Comment qualifieriez-vous les inspirations philosophiques et politiques des communards ? Sont-ce les écrits de Proudhon, les congrès de l’Internationale qui les ont les plus influencés en matière d’éducation ? D’autres encore ?
De telles références, trop précises, ne valent en réalité que pour quelques militants. L’influence de Proudhon est en tout cas en 1871 bien moindre que ce qu’on en a dit trop souvent. Les militants de l’Internationale, d’obédiences d’ailleurs très diverses, sont influents, mais seulement dans quelques quartiers, principalement celui des Batignolles, où la municipalité est dirigée par Benoît Malon. Un instituteur libre, Rama, y est à la tête de la Commission locale de l’enseignement. Son programme est évidemment celui d’une éducation expérimentale et intégrale. On ne sait ni comment ni s’il a tenté de l’appliquer. Une Louise Michel n’a guère d’autre pédagogie que son amour profond des enfants dont elle a la charge et son dévouement inconditionnel à la République. Sous la Commune d’ailleurs, elle n’enseigne pas, elle entend combattre.

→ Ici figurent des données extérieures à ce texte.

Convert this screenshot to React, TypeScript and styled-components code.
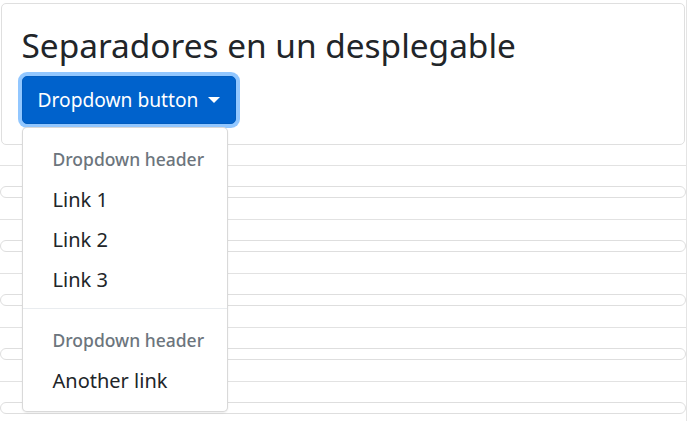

Une fois encore, il y a eu en 1871 de multiples projets en tous domaines, notamment de réforme de l’enseignement. On n’a pas eu le temps, sauf rarissimes exceptions, de mettre vraiment quoi que ce soit en œuvre. Cela doit nous convaincre de ne pas trop idéaliser cette période. Louise Michel avait pour sa part bien compris que la défense contre Versailles était la priorité absolue du moment.